Working our asses off
The wellbeing of every country on Earth can be measured by how much leisure time its citizens have. Industrialised nations are so productive that they allow their taxpayers to laze about, take long vacations, and fully enjoy the fruits of their labour. In poorer countries, however, donkeys like us have to work our asses off.
In fact, you can accurately gauge how well-off a country is by how many national holidays it has in any given year. Which is why it is good news that the Grabberment of Nepal is going boldly forth to announce a two-day weekend from Jest First, and the only last minute hitch is whether to also keep the official Friday half-days.
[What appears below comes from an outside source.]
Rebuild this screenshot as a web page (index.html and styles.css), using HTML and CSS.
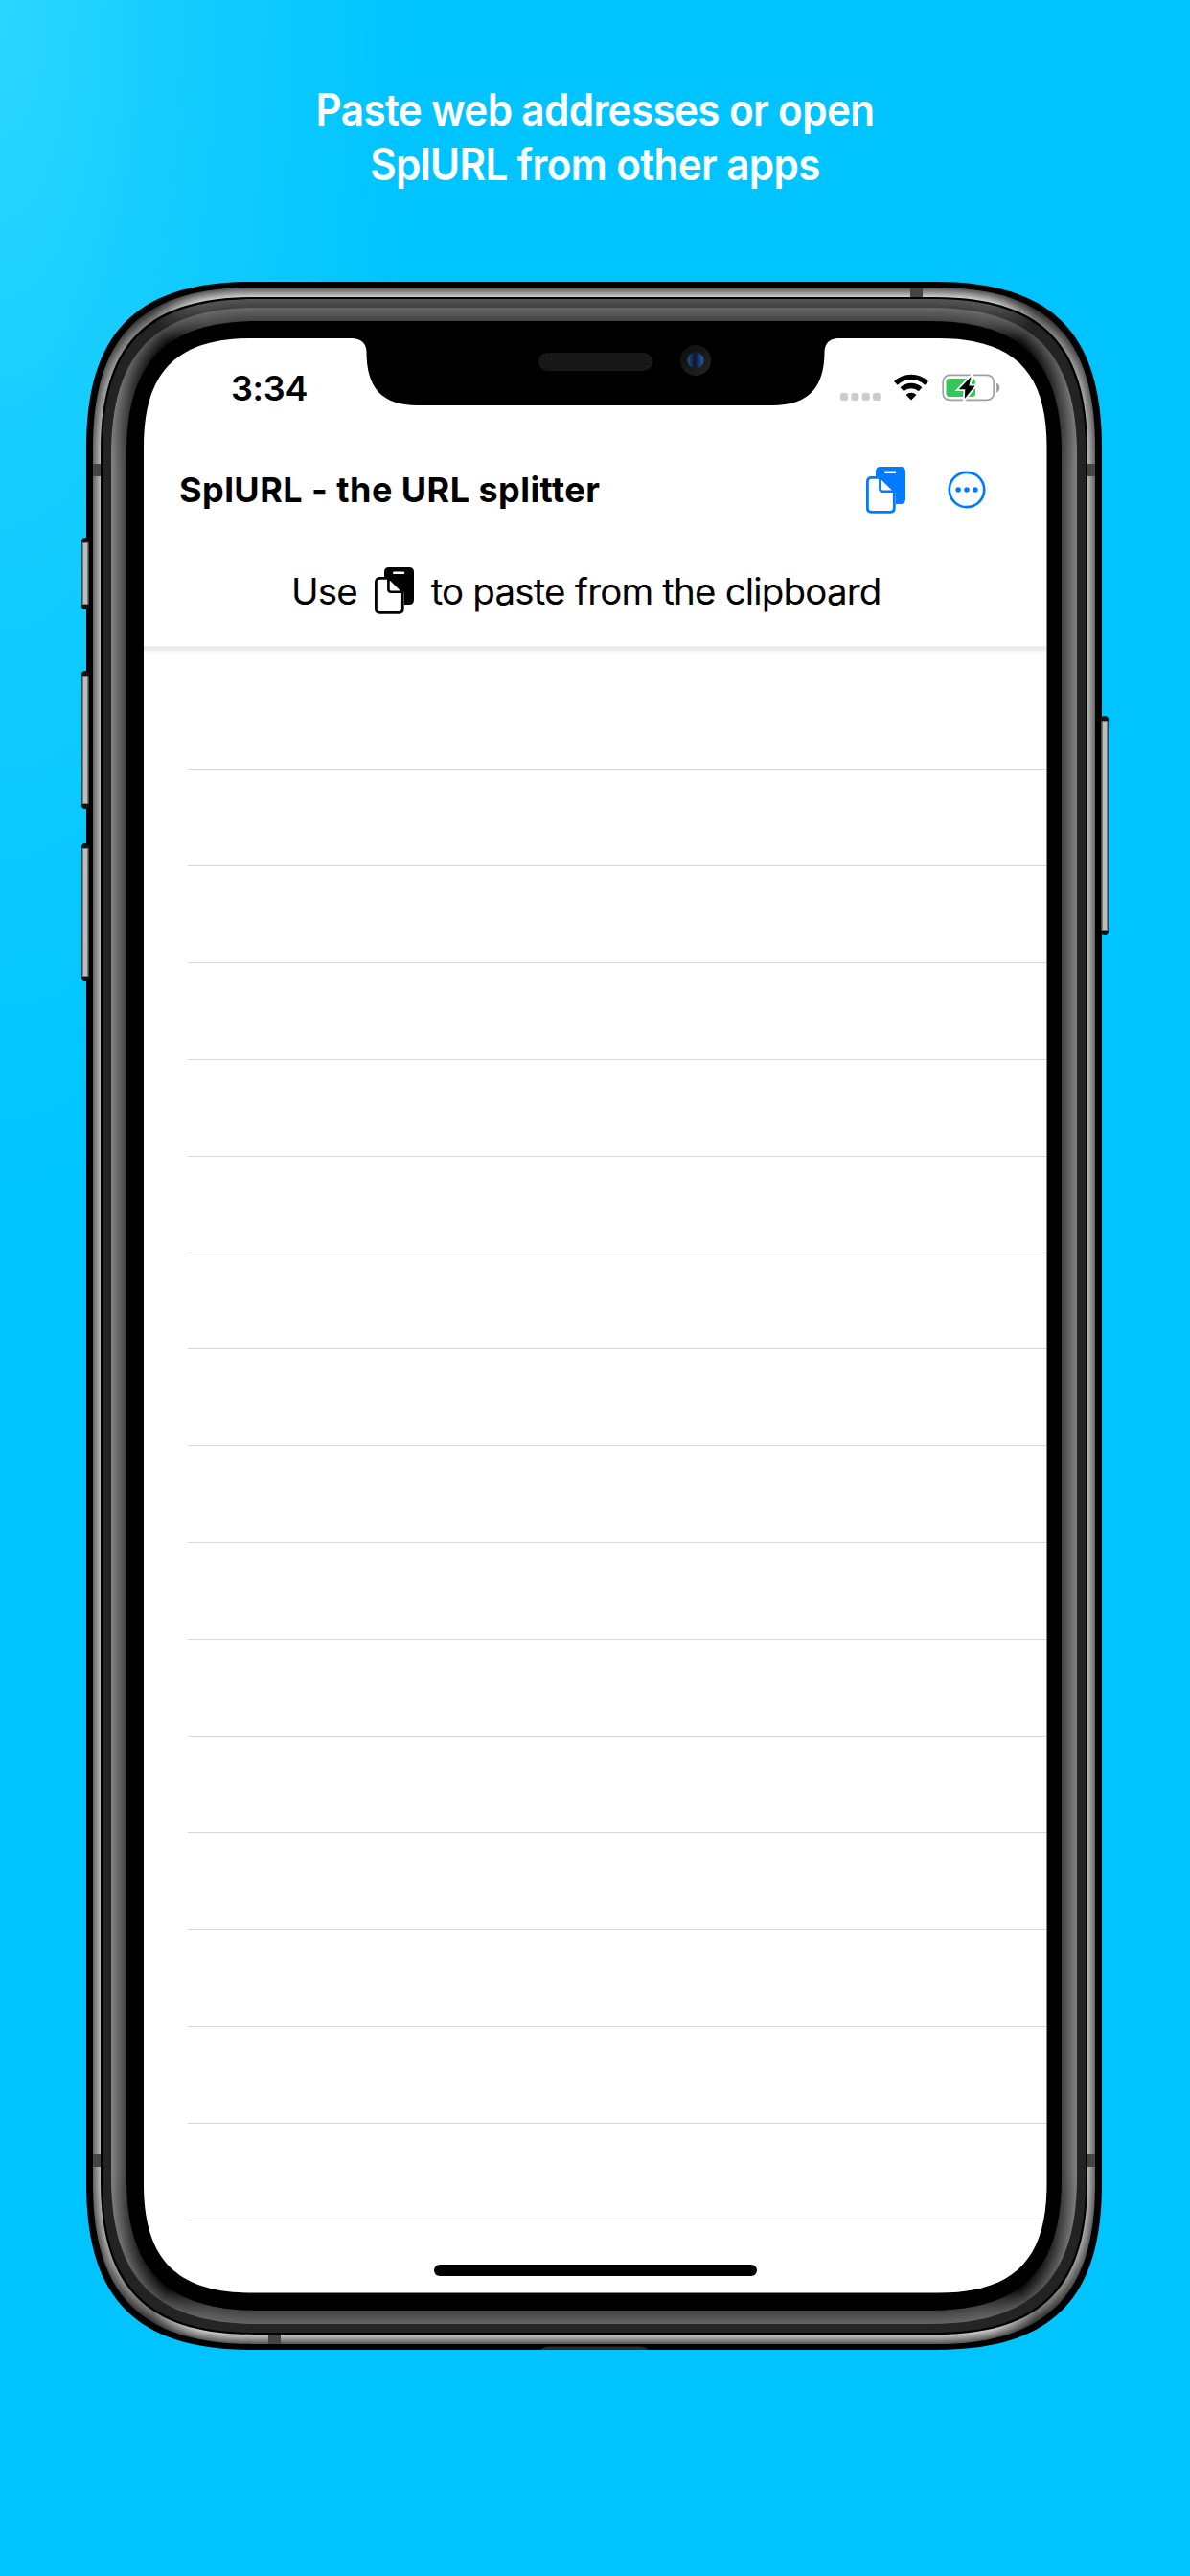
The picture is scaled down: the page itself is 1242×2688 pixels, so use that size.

The long weekends will mean that Nepal will not just be graduating from Least Developed Country to Middle Income Country by 2025, but also leap-frog into becoming Fully-Developed in the process. Yay!
Taking a country’s Gross National Holiday Index (GNHI) as metrics, Nepal already ranks right up there with OECD member states in terms of annual holidays per capita. Despite our laid-back attitude, we have still managed to mine all our rivers of sand and boulders, dug unnecessary roads, and built view-towers atop all our mountains.
Even before the 5-day work week, Nepal already held the world record as the country with the most national holidays. We give holidays for five different new year days every year. Communists in government commemorate the opium of the asses to celebrate all the holy days in every major world religion. Even Holi Day is a holiday.
We are now a proud Lock Tantrik Republic, which makes it mandatory to have holidays for Praja Tantrick Diwas (the day we threw off the Rana yolk), Lok Tantrick Diwas (when we broke the Shah yolk), Gun Tantrick Diwas (the day to demonstrate that political power indeed comes out of the barrel of a gun), and Sambidhan Diwas (to remind politicians that the laws of the land are written to be broken).
With a 2-day weekend, holidays for solar and lunatic eclipses, and a day off to mark the International Day for the Preservation of the Ozone Layer, Nepal will have 312 holidays in a year. And we are not even counting 2020 and 2021, when we all got two whole years off.
There are some workaholic spoilsports who bemoan this. Relax. First of all, having more holidays will reduce petrol and diesel consumption, not just lowering Nepal’s petroleum import bill, but also improving air quality. It will also mean that there will now be more fuel available to smuggle across the border to India, allowing Nepalis a chance to earn valuable Indian currency, and reduce the country’s widening trade gap.
Also, government offices going down from a 42-hour week to 35-hour week will have a direct impact on reducing corruption. Fewer bribes will be given and taken if there are fewer hours in a week to do so.
Nepal’s position in the Transparency International ranking will then improve from being the second most corrupt country in South Asia to the third most corrupt country in the Subcontinent.